Justice Mary Ann McMorrow wrote for the three members who took this position on Zimmerman v Buchheit of Sparta (Docket No. 75783). The opinion prevailed because Chief Justice Bilandic, joined by Justice James D. Heiple, wrote a concurrence. At the same time, Bilandic agreed with the dissent of Justices Moses W. Harrison II and John L. Nickles that allowing for civil damages in retaliatory discharge logically requires civil damages in cases of retaliatory demotion or discrimination. However, Bilandic concluded that the court should now repudiate its 1978 decision and do away with damages for retaliatory discharge. Harrison, meanwhile, argued that it would now be consistent to recognize damages for retaliatory discrimination.

Chicago Bar must pay

The Chicago Bar Association must pay real estate taxes on its headquarters. The association had sought an exemption, arguing that the headquarters is located adjacent to an educational institution and is used for educational purposes. The building is next to the John Marshall Law School. The state Supreme Court ruled that the property must meet consitutional definitions for exemption, not merely statutory guidelines. Under the state Constitution, an exemption may be granted for property used exclusively for school purposes, which the court interprets as "primarily" for educational purposes. The court found that the headquarters serves primarily as a place for its members to meet and dine, with educational uses being secondary and incidental. The court's opinion was written by Justice Moses W. Harrison II .

Courts can incarcerate to enforce orders

Courts may keep a person in jail without a formal trial if the purpose is to enforce its orders, according to the state's high court. A man convicted of kidnapping his daughter served a sentence from 1985 to 1987. The day after his release he was jailed again for contempt because he would not — he said he could not — reveal the girl's whereabouts. Since then he has served a series of six-month terms. The question posed to the Illinois Supreme Court was whether the incarceration had ceased to be coercive — since the man's steadfast refusal to comply with the court's order indicates that coercion is not working — and has become punitive, which would not be allowed. The court said that the passage of time is only one factor for courts to consider and that the opinion of the trial judge, as the official most familiar with the facts of the case, deserves great deference. It refused to free the defendant.
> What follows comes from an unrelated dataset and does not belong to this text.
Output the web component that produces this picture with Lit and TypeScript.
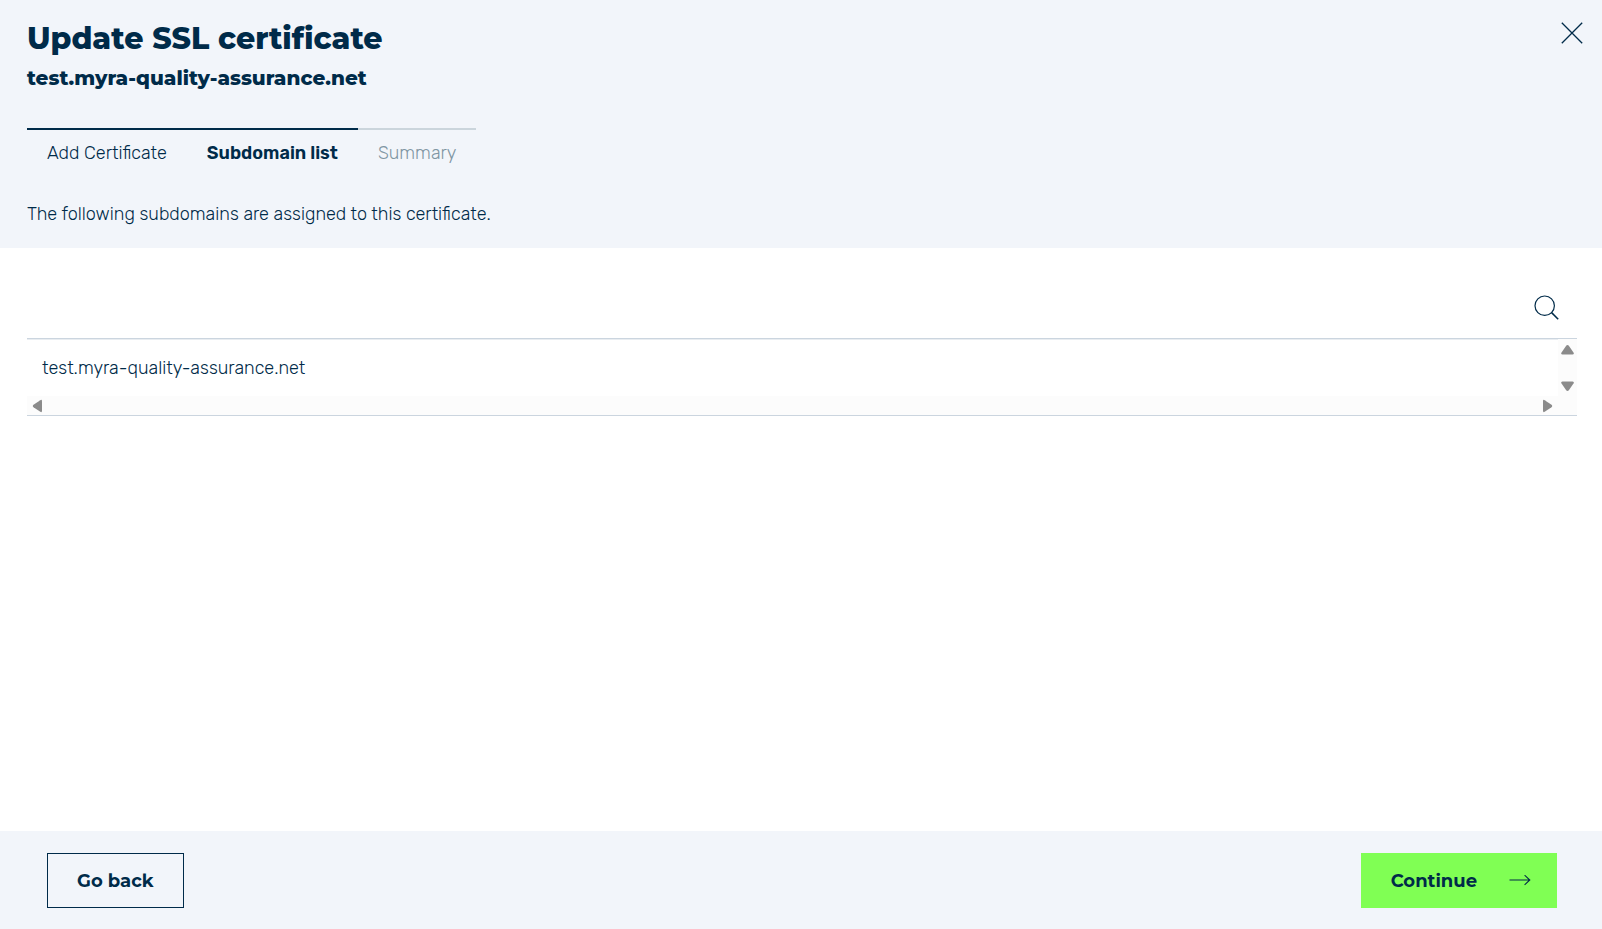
import { LitElement, css, html, svg } from "lit";
import { customElement, property, state } from "lit/decorators.js";
import { classMap } from "lit/directives/class-map.js";

type Direction = "up" | "down" | "left" | "right";

const ARROWS: Record<Direction, string> = {
  up: "M9.500 5q.8 0 1.300.7l4.700 6.800q1 1.900-1 1.900H4.500q-2 0-1-1.900l4.700-6.800q.5-.7 1.300-.7z",
  down: "M9.500 14q.8 0 1.300-.7l4.700-6.800q1-1.900-1-1.900H4.500q-2 0-1 1.900l4.700 6.800q.5.7 1.300.7z",
  left: "M5.800 10q0-.8.7-1.300l6.800-4.500q1.700-1 1.700 1v9.600q0 2-1.700 1l-6.800-4.500q-.7-.5-.7-1.300z",
  right: "M14.200 10q0-.8-.7-1.300L6.700 4.200Q5 3.200 5 5.200v9.600q0 2 1.700 1l6.800-4.500q.7-.5.7-1.300z",
};

@customElement("scroll-list")
export class ScrollList extends LitElement {
  static styles = css`
    :host {
      display: grid;
      grid-template-columns: minmax(0, 1fr) 19px;
      grid-template-rows: auto 19px;
      border-top: 1px solid #cbd5df;
      border-bottom: 1px solid #cbd5df;
    }
    .items {
      margin: 0;
      padding: 0;
      list-style: none;
      overflow: hidden;
      border-top: 1px solid #e9edf1;
    }
    .item {
      padding: 16px 15px;
      line-height: 24px;
    }
    .track {
      display: flex;
      justify-content: space-between;
      background: #fcfcfc;
    }
    .horizontal {
      padding-right: 1px;
    }
    .vertical {
      flex-direction: column;
      grid-row: 1;
      grid-column: 2;
      padding-top: 1px;
    }
    .corner {
      background: #fcfcfc;
    }
    .arrow {
      display: block;
      width: 19px;
      height: 19px;
      padding: 0;
      border: 0;
      background: none;
    }
    .arrow svg {
      display: block;
      fill: #8b8b8b;
    }
  `;

  @property({ attribute: false }) items: string[] = [];

  private scrollItems(dir: Direction) {
    const list = this.renderRoot.querySelector(".items");
    const step = 40;
    list?.scrollBy({
      left: dir === "left" ? -step : dir === "right" ? step : 0,
      top: dir === "up" ? -step : dir === "down" ? step : 0,
    });
  }

  private arrow(dir: Direction) {
    return html`<button
      class="arrow"
      type="button"
      aria-label="Scroll ${dir}"
      @click=${() => this.scrollItems(dir)}
    >
      <svg width="19" height="19" viewBox="0 0 19 19" aria-hidden="true">
        ${svg`<path d=${ARROWS[dir]} />`}
      </svg>
    </button>`;
  }

  render() {
    return html`
      <ul class="items">
        ${this.items.map((name) => html`<li class="item">${name}</li>`)}
      </ul>
      <div class="track vertical">${this.arrow("up")}${this.arrow("down")}</div>
      <div class="track horizontal">
        ${this.arrow("left")}${this.arrow("right")}
      </div>
      <div class="corner"></div>
    `;
  }
}

@customElement("app-root")
export class AppRoot extends LitElement {
  static styles = css`
    :host {
      display: flex;
      flex-direction: column;
      min-height: 100vh;
      background: #fff;
      color: #002b49;
      font: 330 18px/24px Rubik, Roboto, sans-serif;
    }
    button {
      color: inherit;
      cursor: pointer;
    }
    .header {
      display: flex;
      justify-content: space-between;
      align-items: flex-start;
      padding: 18px 15px 22px 27px;
      background: #f2f5fa;
    }
    .title,
    .domain {
      margin: 0;
      font-family: Montserrat, Inter, sans-serif;
      font-weight: 800;
    }
    .title {
      font-size: 30px;
      line-height: 42px;
    }
    .domain {
      margin-top: 6px;
      font-size: 20px;
      line-height: 24px;
    }
    .steps {
      display: flex;
      margin: 38px 0 0;
      padding: 0;
      list-style: none;
    }
    .step {
      padding: 11px 20px;
      border-top: 2px solid #002b49;
    }
    .current {
      font-weight: 600;
    }
    .pending {
      border-color: #cbd5dc;
      color: #8096a3;
    }
    .intro {
      margin: 26px 0 0;
    }
    .close {
      padding: 4px;
      border: 0;
      background: none;
    }
    .icon {
      display: block;
      fill: none;
      stroke: currentColor;
    }
    .main {
      flex: 1;
      padding: 32px 25px 34px 27px;
    }
    .search {
      display: flex;
      align-items: center;
      height: 56px;
      margin-bottom: 2px;
      padding-right: 15px;
    }
    .query {
      flex: 1;
      min-width: 0;
      height: 40px;
      padding: 0 15px;
      border: 0;
      outline: 0;
      background: none;
      color: inherit;
      font: inherit;
    }
    .find {
      padding: 2px;
      border: 0;
      background: none;
    }
    .footer {
      display: flex;
      justify-content: space-between;
      padding: 22px 45px 21px 47px;
      background: #f2f5fa;
    }
    .button {
      display: flex;
      align-items: center;
      gap: 32px;
      height: 55px;
      padding: 0 29px;
      border: 1px solid #002b49;
      background: none;
      font: 700 18px/24px Montserrat, Inter, sans-serif;
    }
    .primary {
      padding: 0 25px 0 29px;
      border-color: #80ff54;
      background: #80ff54;
    }
  `;

  @state() private query = "";

  private domains = ["test.myra-quality-assurance.net"];
  private steps = ["Add Certificate", "Subdomain list", "Summary"];
  private active = 1;

  render() {
    const shown = this.domains.filter((d) => d.includes(this.query));
    return html`
      <header class="header">
        <div>
          <h1 class="title">Update SSL certificate</h1>
          <h2 class="domain">test.myra-quality-assurance.net</h2>
          <ol class="steps">
            ${this.steps.map(
              (label, i) => html`<li
                class=${classMap({
                  step: true,
                  current: i === this.active,
                  pending: i > this.active,
                })}
              >
                ${label}
              </li>`
            )}
          </ol>
          <p class="intro">
            The following subdomains are assigned to this certificate.
          </p>
        </div>
        <button class="close" type="button" aria-label="Close">
          <svg class="icon" width="22" height="22" viewBox="0 0 22 22" aria-hidden="true">
            <path d="M.8.8l20.400 20.400M21.200.8L.8 21.200" stroke-width="1.300" />
          </svg>
        </button>
      </header>
      <main class="main">
        <form class="search" @submit=${(e: Event) => e.preventDefault()}>
          <input
            class="query"
            type="text"
            aria-label="Search subdomains"
            .value=${this.query}
            @input=${(e: Event) =>
              (this.query = (e.target as HTMLInputElement).value)}
          />
          <button class="find" type="submit" aria-label="Search">
            <svg class="icon" width="26" height="26" viewBox="0 0 26 26" aria-hidden="true">
              <circle cx="10.700" cy="10.700" r="9.700" stroke-width="1.200" />
              <path d="M17.600 17.600l6.600 6.600" stroke-width="1.500" />
            </svg>
          </button>
        </form>
        <scroll-list .items=${shown}></scroll-list>
      </main>
      <footer class="footer">
        <button class="button" type="button">Go back</button>
        <button class="button primary" type="button">
          Continue
          <svg class="icon" width="22" height="12" viewBox="0 0 22 12" aria-hidden="true">
            <path d="M.5 5H20.800M15.600.2L20.800 5l-5.200 4.800" stroke-width="1.100" />
          </svg>
        </button>
      </footer>
    `;
  }
}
Justice Benjamin K. Miller wrote the opinion in Sanders v Shephard (Docket No. 77016).

Move by anti-abortion lawmakers overturned in court

Illinois must abide by federal guidelines and pay for abortions for poor women who are victims of rape or incest, according to a ruling by a federal judge. Previously, the state only paid for abortions when a mother's life was in danger.

A usually obscure Illinois legislative committee garnered national exposure when it challenged the controversial rule. The state's Department of Public Aid had issued an emergency directive bringing the state into compliance with the federal provision. The department argued that Illinois could have lost billions of dollars in federal Medicaid funds.

But the move angered anti-abortion lawmakers who argued that a state agency shouldn't be setting public policy. Legislators on the state's bipartisan Joint Committee on Administrative Rules voted to block the abortion funds. The panel approves rules and regulations for state agencies.

Less than a week later, a federal judge issued a temporary order that the state restore the funding. Later the ruling was made permanent — and it appears the panel is headed for obscurity once again.

Lawmakers vote to shield court witnesses

For the second time, the legislature approved a measure allowing court witnesses to testify on closed-circuit television. Lawmakers took the action during the fall veto session after voters approved a state constitutional amendment authorizing the provision.

An earlier law allowing such testimony had been overturned by the state Supreme Court on constitutional grounds.

Until voters approved the amendment on November 8, the state Constitution gave defendants the right to meet witnesses face to face.

Proponents of the change want to shield children from having to testify in front of those they accuse of sexual assault.